Operationally: audit every data vendor for GDPR compliance and available DPAs, build suppression workflows that honor opt-outs within 24 hours across all channels, store consent records with timestamps and source, and test GPC signal propagation end-to-end quarterly. 81% of consumers believe how an organization treats personal data reflects how it respects them as customers.
AI and Agentic Automation
The shift from AI-assisted features to AI that runs campaigns autonomously is happening faster than most marketing teams expected. Daily AI usage is up 233% in six months per the Slack Workforce Index, with daily users reporting 64% higher productivity. Juniper Research projects AI-agent-automated customer interactions will grow from 3.3 billion in 2025 to 34 billion-plus by 2027.
For B2B marketing automation, this means the move from scheduled workflows to self-optimizing systems that adjust creative, timing, and channel mix in real time. Only about a third of B2B organizations have implemented agentic AI at scale, which means there's still a window to get ahead.
Invest in first-party data infrastructure now - AI models are only as good as the data they train on. Add human QA checkpoints to any AI-generated content or workflow decisions, because autonomy without oversight is how you send the wrong email to your biggest account. Start testing self-optimizing workflows in low-stakes campaigns like re-engagement and content nurture before rolling them into pipeline-critical sequences. And maintain testing discipline - AI doesn't eliminate the need for A/B testing, it accelerates it.

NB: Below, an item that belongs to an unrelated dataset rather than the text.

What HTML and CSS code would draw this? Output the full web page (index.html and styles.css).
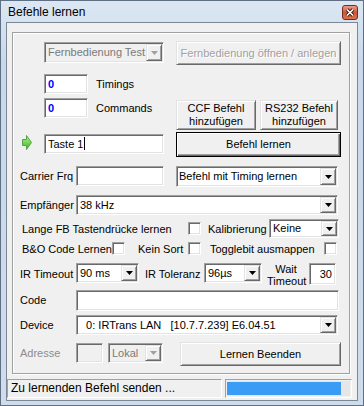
FILE: index.html
```html
<!DOCTYPE html>
<html lang="de">
<head>
<meta charset="UTF-8">
<meta name="viewport" content="width=device-width, initial-scale=1.0">
<title>Befehle lernen</title>
<link rel="stylesheet" href="styles.css">
</head>
<body>

<div class="window">
  <div class="titlebar">
    <div class="title">Befehle lernen</div>
    <div class="close">
      <svg width="16" height="15" viewBox="0 0 16 15">
        <defs>
          <linearGradient id="closeGrad" x1="0" y1="0" x2="0" y2="1">
            <stop offset="0" stop-color="#eaa691"/>
            <stop offset="0.5" stop-color="#cc573d"/>
            <stop offset="1" stop-color="#d9754f"/>
          </linearGradient>
        </defs>
        <rect x="0.5" y="0.5" width="15" height="14" rx="2.5" fill="url(#closeGrad)" stroke="#7b2b1b"/>
        <path d="M5 4.5l6 6M11 4.5l-6 6" stroke="#3b1a10" stroke-width="3.4"/>
        <path d="M5 4.5l6 6M11 4.5l-6 6" stroke="#fff" stroke-width="1.6"/>
      </svg>
    </div>
  </div>

  <div class="client">
    <div class="group">

      <div class="row r1">
        <div class="left">
          <div class="combo disabled c-remote">
            <span class="value">Fernbedienung Test</span>
            <span class="drop"><svg width="7" height="4" viewBox="0 0 7 4"><path d="M0 0h7l-3.5 4z"/></svg></span>
          </div>
        </div>
        <button class="btn disabled b-open">Fernbedienung öffnen / anlegen</button>
      </div>

      <div class="row r2">
        <div class="left">
          <div class="edit count">0</div>
          <span class="lbl name">Timings</span>
        </div>
      </div>

      <div class="row r3">
        <div class="left">
          <div class="edit count">0</div>
          <span class="lbl name">Commands</span>
        </div>
        <button class="btn b-ccf">CCF Befehl<br>hinzufügen</button>
        <button class="btn b-rs">RS232 Befehl<br>hinzufügen</button>
      </div>

      <div class="row r4">
        <div class="left">
          <svg class="arrow" width="10" height="15" viewBox="0 0 10 15">
            <defs>
              <linearGradient id="arrowGrad" x1="0" y1="0" x2="0" y2="1">
                <stop offset="0" stop-color="#b2f58a"/>
                <stop offset="1" stop-color="#3db12b"/>
              </linearGradient>
            </defs>
            <path d="M0.5 4.5h4v-4l5 7-5 7v-4h-4z" fill="url(#arrowGrad)" stroke="#55a443"/>
          </svg>
          <div class="edit e-key">Taste 1<span class="caret"></span></div>
        </div>
        <button class="btn default b-learn">Befehl lernen</button>
      </div>

      <div class="row r5">
        <span class="lbl field">Carrier Frq</span>
        <div class="edit e-carrier"></div>
        <div class="combo c-mode">
          <span class="value">Befehl mit Timing lernen</span>
          <span class="drop"><svg width="7" height="4" viewBox="0 0 7 4"><path d="M0 0h7l-3.5 4z"/></svg></span>
        </div>
      </div>

      <div class="row r6">
        <span class="lbl field">Empfänger</span>
        <div class="combo c-wide">
          <span class="value">38 kHz</span>
          <span class="drop"><svg width="7" height="4" viewBox="0 0 7 4"><path d="M0 0h7l-3.5 4z"/></svg></span>
        </div>
      </div>

      <div class="row r7">
        <span class="lbl l-long">Lange FB Tastendrücke lernen</span>
        <span class="chk"></span>
        <span class="lbl l-calib">Kalibrierung</span>
        <div class="combo c-calib">
          <span class="value">Keine</span>
          <span class="drop"><svg width="7" height="4" viewBox="0 0 7 4"><path d="M0 0h7l-3.5 4z"/></svg></span>
        </div>
      </div>

      <div class="row r8">
        <span class="lbl l-bo">B&amp;O Code Lernen</span>
        <span class="chk"></span>
        <span class="lbl l-sort">Kein Sort</span>
        <span class="chk"></span>
        <span class="lbl l-toggle">Togglebit ausmappen</span>
        <span class="chk"></span>
      </div>

      <div class="row r9">
        <span class="lbl field">IR Timeout</span>
        <div class="combo c-timeout">
          <span class="value">90 ms</span>
          <span class="drop"><svg width="7" height="4" viewBox="0 0 7 4"><path d="M0 0h7l-3.5 4z"/></svg></span>
        </div>
        <span class="lbl l-tol">IR Toleranz</span>
        <div class="combo c-tol">
          <span class="value">96µs</span>
          <span class="drop"><svg width="7" height="4" viewBox="0 0 7 4"><path d="M0 0h7l-3.5 4z"/></svg></span>
        </div>
        <span class="lbl l-wait">Wait<br>Timeout</span>
        <div class="edit e-wait">30</div>
      </div>

      <div class="row r10">
        <span class="lbl field">Code</span>
        <div class="edit e-code"></div>
      </div>

      <div class="row r11">
        <span class="lbl field">Device</span>
        <div class="combo c-wide">
          <span class="value device">  0: IRTrans LAN   [10.7.7.239] E6.04.51</span>
          <span class="drop"><svg width="7" height="4" viewBox="0 0 7 4"><path d="M0 0h7l-3.5 4z"/></svg></span>
        </div>
      </div>

      <div class="row r12">
        <span class="lbl field off">Adresse</span>
        <div class="edit disabled e-addr"></div>
        <div class="combo disabled c-local">
          <span class="value">Lokal</span>
          <span class="drop"><svg width="7" height="4" viewBox="0 0 7 4"><path d="M0 0h7l-3.5 4z"/></svg></span>
        </div>
        <button class="btn b-stop">Lernen Beenden</button>
      </div>

    </div>

    <div class="statusbar">
      <div class="panel p-text">Zu lernenden Befehl senden ...</div>
      <div class="panel p-progress">
        <div class="progress"><div class="fill" style="width: 114px"></div></div>
      </div>
    </div>
  </div>
</div>

</body>
</html>
```

FILE: styles.css
```css
body {
  margin: 0;
  background-color: #fff;
  color: #000;
  font-family: "Liberation Sans", Arial, sans-serif;
  font-size: 11px;
}
.window {
  width: 364px;
  height: 406px;
  box-sizing: border-box;
  border: 1px solid #5f7084;
  background: linear-gradient(#dce7f3, #c9d9eb 60px, #cfdcec);
  display: flex;
  flex-direction: column;
}
.titlebar {
  height: 21px;
  display: flex;
  align-items: flex-start;
}
.title {
  padding: 1px 0 0 7px;
  line-height: 21px;
  font-size: 12px;
  color: #000;
}
.close {
  margin: 4px 5px 0 auto;
  height: 15px;
}
.client {
  margin: 0 5px;
  height: 379px;
  box-sizing: border-box;
  border: 1px solid #7d8896;
  background-color: #f0f0f0;
}
.group {
  margin: 9px 7px 0 5px;
  padding: 0 0 7px 7px;
  border: 1px solid #a0a0a0;
  box-shadow: inset 1px 1px #fff, 1px 1px #fff;
}
.row {
  display: flex;
  align-items: flex-start;
}
.left {
  width: 156px;
  flex: none;
  display: flex;
  align-items: center;
}
.lbl {
  white-space: nowrap;
  flex: none;
}
.field {
  width: 56px;
  line-height: 20px;
}
.off {
  color: #8d8d8d;
}

/* controls */
.edit {
  box-sizing: border-box;
  height: 20px;
  flex: none;
  background-color: #fff;
  border: 1px solid;
  border-color: #a0a0a0 #fff #fff #a0a0a0;
  box-shadow: inset 1px 1px #696969, inset -1px -1px #e3e3e3;
  padding: 0 3px;
  line-height: 18px;
  white-space: nowrap;
}
.edit.disabled {
  background-color: #f0f0f0;
}
.count {
  width: 44px;
  margin-left: 24px;
  color: #0000ff;
  font-weight: bold;
}
.caret {
  display: inline-block;
  width: 1px;
  height: 13px;
  margin-left: 1px;
  background-color: #000;
  vertical-align: -2px;
}
.combo {
  box-sizing: border-box;
  height: 20px;
  flex: none;
  display: flex;
  padding: 1px;
  background-color: #fff;
  border: 1px solid;
  border-color: #a0a0a0 #fff #fff #a0a0a0;
  box-shadow: inset 1px 1px #696969, inset -1px -1px #e3e3e3;
}
.combo .value {
  flex: 1;
  padding-left: 2px;
  overflow: hidden;
  white-space: nowrap;
  line-height: 16px;
}
.combo .drop {
  width: 16px;
  flex: none;
  box-sizing: border-box;
  display: flex;
  align-items: center;
  justify-content: center;
  background-color: #f0f0f0;
  border: 1px solid;
  border-color: #e3e3e3 #696969 #696969 #e3e3e3;
  box-shadow: inset 1px 1px #fff, inset -1px -1px #a0a0a0;
}
.combo.disabled {
  background-color: #f0f0f0;
  color: #7a7a7a;
}
.combo.disabled .drop svg {
  fill: #a0a0a0;
}
.btn {
  box-sizing: border-box;
  flex: none;
  margin: 0;
  padding: 0;
  font: inherit;
  color: #000;
  line-height: 13px;
  text-align: center;
  background-color: #f0f0f0;
  border: 1px solid;
  border-color: #e3e3e3 #696969 #696969 #e3e3e3;
  box-shadow: inset 1px 1px #fff, inset -1px -1px #a0a0a0;
}
.btn.disabled {
  color: #a0a0a0;
  text-shadow: 1px 1px #fff;
}
.btn.default {
  border-color: #000;
  box-shadow: inset 1px 1px #fff, inset -1px -1px #696969, inset -2px -2px #a0a0a0;
}
.chk {
  box-sizing: border-box;
  width: 13px;
  height: 13px;
  flex: none;
  background-color: #fff;
  border: 1px solid;
  border-color: #a0a0a0 #fff #fff #a0a0a0;
  box-shadow: inset 1px 1px #696969, inset -1px -1px #e3e3e3;
}

/* rows */
.r1 {
  margin-top: 8px;
  height: 25px;
}
.c-remote {
  width: 120px;
  height: 21px;
  margin: 1px 0 0 24px;
}
.b-open {
  width: 165px;
  height: 24px;
}
.r2 {
  margin-top: 8px;
  height: 20px;
}
.name {
  margin-left: 8px;
}
.r3 {
  margin-top: 4px;
  height: 32px;
}
.b-ccf {
  width: 80px;
  height: 30px;
  margin-top: 2px;
}
.b-rs {
  width: 78px;
  height: 30px;
  margin: 2px 0 0 4px;
}
.r4 {
  margin-top: 2px;
  height: 25px;
}
.r4 .left {
  align-items: flex-start;
}
.arrow {
  margin: 3px 0 0 2px;
  flex: none;
}
.e-key {
  width: 120px;
  margin: 2px 0 0 12px;
}
.b-learn {
  width: 165px;
  height: 25px;
}
.r5 {
  margin-top: 9px;
  height: 21px;
}
.e-carrier {
  width: 88px;
}
.c-mode {
  width: 162px;
  height: 21px;
  margin-left: 12px;
}
.c-mode .value {
  padding-left: 1px;
  line-height: 17px;
}
.r6 {
  margin-top: 8px;
  height: 20px;
}
.c-wide {
  width: 262px;
}
.r7 {
  margin-top: 4px;
  height: 19px;
  align-items: center;
}
.l-long {
  width: 166px;
  margin-left: 2px;
}
.l-calib {
  width: 61px;
  margin-left: 7px;
}
.c-calib {
  width: 70px;
  height: 19px;
}
.c-calib .value {
  line-height: 15px;
}
.r8 {
  margin-top: 4px;
  height: 13px;
  align-items: center;
}
.l-bo {
  width: 90px;
  margin-left: 2px;
}
.l-sort {
  width: 50px;
  margin-left: 13px;
}
.l-toggle {
  width: 114px;
  margin-left: 9px;
}
.r9 {
  margin-top: 2px;
  height: 30px;
}
.r9 .field {
  margin-top: 6px;
  line-height: 22px;
}
.c-timeout {
  width: 63px;
  margin-top: 6px;
}
.l-tol {
  width: 59px;
  margin: 6px 0 0 6px;
  line-height: 22px;
}
.c-tol {
  width: 58px;
  margin-top: 6px;
}
.l-wait {
  width: 38px;
  margin: 6px 0 0 5px;
  line-height: 12px;
  text-align: center;
}
.e-wait {
  width: 27px;
  height: 22px;
  margin: 6px 0 0 4px;
  text-align: right;
  line-height: 20px;
}
.r10 {
  margin-top: 3px;
  height: 21px;
}
.e-code {
  width: 263px;
  height: 21px;
}
.r11 {
  margin-top: 4px;
  height: 20px;
}
.combo .device {
  white-space: pre;
}
.r12 {
  margin-top: 7px;
  height: 24px;
}
.r12 .field {
  margin-top: 1px;
}
.e-addr {
  width: 27px;
  margin-top: 1px;
}
.c-local {
  width: 55px;
  margin: 1px 0 0 5px;
}
.b-stop {
  width: 161px;
  height: 24px;
  margin-left: 17px;
}

/* status bar */
.statusbar {
  display: flex;
  margin-top: 4px;
  height: 22px;
}
.panel {
  box-sizing: border-box;
  height: 19px;
  margin-top: 1px;
  border: 1px solid;
  border-color: #a0a0a0 #fff #fff #a0a0a0;
}
.p-text {
  width: 215px;
  padding-left: 3px;
  line-height: 17px;
  font-size: 12px;
  white-space: nowrap;
}
.p-progress {
  width: 127px;
  margin-left: 3px;
  padding: 1px;
}
.progress {
  height: 15px;
  box-sizing: border-box;
  padding: 1px 0;
  background-color: #e6e6e6;
}
.fill {
  height: 13px;
  background-color: #3a9cf5;
}
```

Our take: The teams that win in 2026 won't be the ones with the most AI features. They'll be the ones with the cleanest data and the most disciplined testing culture. AI is a force multiplier, and if your data is dirty, it multiplies the mess.
What It Actually Costs
| Platform | Starting Price | Best For |
|---|---|---|
| HubSpot | $800-$3,600/mo | Mid-market all-in-one |
| Pardot | $1,250-$4,000/mo | Salesforce-native teams |
| Marketo | ~$895/mo | Enterprise complexity |
| Eloqua | $2,000+/mo | Oracle ecosystem |
| 6sense | $60K+/yr | ABM + intent |
| ActiveCampaign | ~$49/mo | SMB automation |
| Brevo | Free-$18/mo | Budget-friendly start |
| Clay | $149/mo | Workflow orchestration |
| Apollo | Free-$79/mo | Outbound + database |
| Instantly | $30/mo | Cold email at scale |
The mistake most teams make is buying a $3,000/mo platform when their real problem is a $30/mo data quality issue. If your emails bounce and your contact data is stale, no amount of workflow sophistication will save you. This is especially true for outbound marketing automation, where deliverability is the entire game - a verified list is the difference between landing in the inbox and landing in spam.
For teams spending $1,000+/mo on automation, ROI typically turns positive within 6-12 months if the strategy work is done upfront. Skip the strategy, and that timeline stretches indefinitely.

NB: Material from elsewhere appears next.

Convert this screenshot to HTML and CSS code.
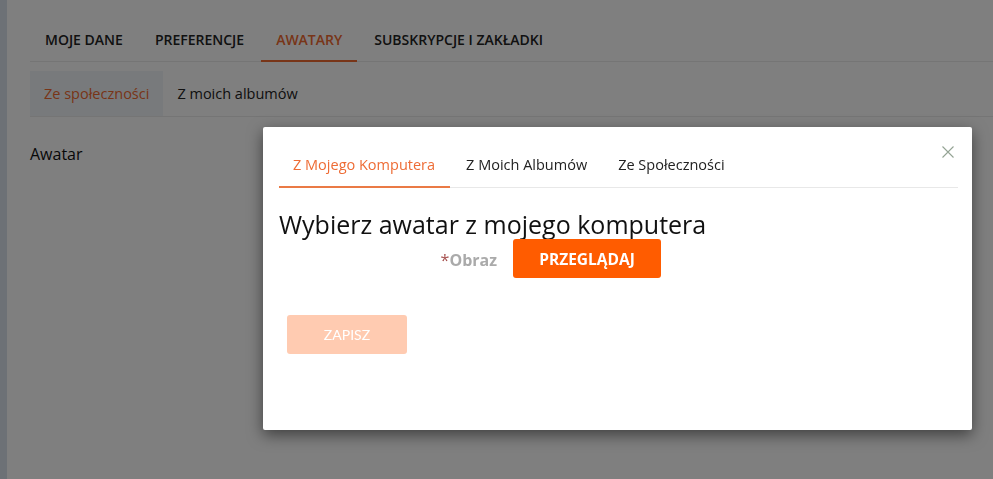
FILE: index.html
```html
<!DOCTYPE html>
<html lang="pl">
<head>
  <meta charset="UTF-8" />
  <title>Awatary</title>
  <meta name="viewport" content="width=device-width, initial-scale=1.0" />
  <link rel="stylesheet" href="styles.css">
</head>
<body>
  <div class="page">
    <div class="sidebar"></div>
    <div class="main">
      <ul class="nav">
        <li>Moje dane</li>
        <li>Preferencje</li>
        <li class="active">Awatary</li>
        <li>Subskrypcje i zakładki</li>
      </ul>
      <ul class="subnav">
        <li class="active">Ze społeczności</li>
        <li>Z moich albumów</li>
      </ul>
      <h3 class="section-title">Awatar</h3>
    </div>
  </div>

  <div class="backdrop"></div>

  <div class="modal">
    <button class="close" aria-label="Zamknij">
      <svg width="12" height="12" viewBox="0 0 12 12"><path d="M0.5 0.5 L11.5 11.5 M11.5 0.5 L0.5 11.5" stroke="#94a394" stroke-width="1.1" fill="none"/></svg>
    </button>
    <ul class="modal-tabs">
      <li class="active">Z Mojego Komputera</li>
      <li>Z Moich Albumów</li>
      <li>Ze Społeczności</li>
    </ul>
    <h2 class="modal-title">Wybierz awatar z mojego komputera</h2>
    <div class="form-row">
      <label class="form-label"><span class="req">*</span>Obraz</label>
      <button class="btn-browse">Przeglądaj</button>
    </div>
    <button class="btn-save" disabled>Zapisz</button>
  </div>
</body>
</html>
```

FILE: styles.css
```css
body {
  margin: 0;
  font-family: "Open Sans", sans-serif;
  color: #222;
  background: #fff;
}
ul {
  list-style: none;
  margin: 0;
  padding: 0;
}
.page {
  display: flex;
  min-height: 479px;
}
.sidebar {
  width: 7px;
  background: #dbe3ec;
}
.main {
  flex: 1;
  padding-left: 23px;
  padding-top: 20px;
}
.nav {
  display: flex;
  gap: 2px;
  border-bottom: 1px solid #eaeaea;
}
.nav li {
  padding: 10px 15px 10px;
  font-size: 14px;
  line-height: 20px;
  font-weight: 600;
  text-transform: uppercase;
  color: #222;
  border-bottom: 2px solid transparent;
  margin-bottom: -1px;
}
.nav li.active {
  color: #f06a30;
  border-bottom-color: #f06a30;
}
.subnav {
  display: flex;
  margin-top: 9px;
  border-bottom: 1px solid #eaeaea;
}
.subnav li {
  padding: 0 14px;
  font-size: 14.5px;
  line-height: 45px;
  color: #222;
}
.subnav li.active {
  background: #f0f5f9;
  color: #f06a30;
}
.section-title {
  margin: 26px 0 0;
  font-size: 16px;
  line-height: 22px;
  font-weight: 400;
  color: #111;
}
.backdrop {
  position: fixed;
  inset: 0;
  background: rgba(0, 0, 0, 0.5);
}
.modal {
  position: absolute;
  left: 263px;
  top: 127px;
  width: 709px;
  height: 303px;
  box-sizing: border-box;
  padding: 16px 14px 0 16px;
  background: #fff;
  border-radius: 2px;
  box-shadow: 0 5px 15px rgba(0, 0, 0, 0.5);
}
.close {
  position: absolute;
  right: 18px;
  top: 19px;
  padding: 0;
  border: 0;
  background: none;
  line-height: 0;
}
.modal-tabs {
  display: flex;
  gap: 2px;
  border-bottom: 1px solid #e8e8e8;
}
.modal-tabs li {
  padding: 12px 15px 11px 14px;
  font-size: 14.5px;
  line-height: 20px;
  color: #222;
  border-bottom: 2px solid transparent;
  margin-bottom: -1px;
}
.modal-tabs li.active {
  color: #ee6c35;
  border-bottom-color: #ea7a45;
}
.modal-title {
  margin: 22px 0 0;
  font-size: 25px;
  line-height: 29px;
  font-weight: 400;
  color: #111;
}
.form-row {
  display: flex;
  align-items: center;
}
.form-label {
  width: 218px;
  text-align: right;
  font-size: 16px;
  font-weight: 700;
  color: #aaa;
  padding-top: 3px;
}
.req {
  color: #a6504e;
  font-weight: 400;
}
.btn-browse {
  margin-left: 16px;
  width: 148px;
  height: 39px;
  border: 0;
  border-radius: 3px;
  background: #ff5c00;
  color: #fff;
  font-family: "Open Sans", sans-serif;
  font-size: 15.5px;
  font-weight: 700;
  text-transform: uppercase;
}
.btn-save {
  display: block;
  margin: 37px 0 0 8px;
  width: 120px;
  height: 39px;
  border: 0;
  border-radius: 3px;
  background: #ffcbb1;
  color: #fff;
  font-family: Lato, sans-serif;
  font-size: 14px;
  text-transform: uppercase;
}
```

Automation amplifies your inputs - and nothing kills a nurture sequence faster than bad data. Prospeo enriches your CRM with 50+ data points per contact at a 92% match rate, giving your scoring models the firmographic and behavioral foundation they need to surface real pipeline.
Clean data in, qualified pipeline out. Starting at $0.01 per email.
Implementation Checklist
Before you launch anything, work through this list. Every item you skip now becomes a fire drill later.
- Goal - What specific outcome does this automation drive? Pipeline, retention, expansion - pick one per workflow.
- Success definition - What number tells you it's working? Define it before launch.
- Segments - Who enters this workflow? Be specific with title, industry, and behavior trigger.
- Timing - Map the cadence against your sales cycle length.
- Follow-ups - What happens when someone engages? When they don't? (If you need a baseline, start with auto follow-up rules.)
- CRM integration - Is data syncing in near real time, not batch? (This is where CRM API integration decisions show up fast.)
- Measurement plan - Which dashboards exist? Who reviews them, and how often? (Use a few proven sales dashboard examples to avoid vanity metrics.)
- Suppression lists - Are opt-outs, competitors, and existing customers excluded?
- Decay rules - Is scoring set to degrade over time?
The teams that treat this checklist as a formality are the same ones debugging broken workflows three months later. Do the boring work upfront.
FAQ
What's the difference between lead scoring and lead grading?
Lead scoring measures engagement - what a prospect does. Lead grading measures fit - who they are. Pardot separates these explicitly with a numeric score and an A-F grade. HubSpot and Marketo combine both into a single score, which works but requires careful weighting so a perfect-fit prospect who hasn't engaged doesn't get buried beneath someone who clicked three blog posts.
Should you still use email opens in lead scoring?
Not as a primary signal. Apple Mail Privacy Protection pre-loads tracking pixels, inflating open rates with phantom engagement. Weight on-site behavior instead: pricing page visits, form submissions, demo requests. Keep opens at +1 or +2 points as a tiebreaker, nothing more.
How does marketing automation help sales reps?
It eliminates guesswork. Instead of cold-calling a static list, reps receive leads pre-scored by fit and engagement with full behavioral context - pages visited, emails clicked, recency of activity. Reps spend time on conversations with buyers already educated on the problem, which shortens sales cycles and improves win rates. (This is also where sales engagement systems outperform ad-hoc outreach.)
What's the fastest way to improve results without changing platforms?
Clean your data. Verify emails, enrich missing firmographic fields, and remove stale contacts. Most automation underperformance traces back to bounced emails tanking deliverability, outdated titles breaking scoring, and missing fields preventing segmentation. A 98% email accuracy rate and a 7-day refresh cycle fix this at roughly $0.01 per lead.
What should this strategy include in 2026?
At minimum: a defined ICP, lifecycle stages with exit criteria, a lead scoring model balancing fit and engagement, marketing-sales SLAs with feedback loops, privacy compliance workflows, and a measurement plan tied to pipeline - not vanity metrics. The strategy comes first. The platform is just the execution layer.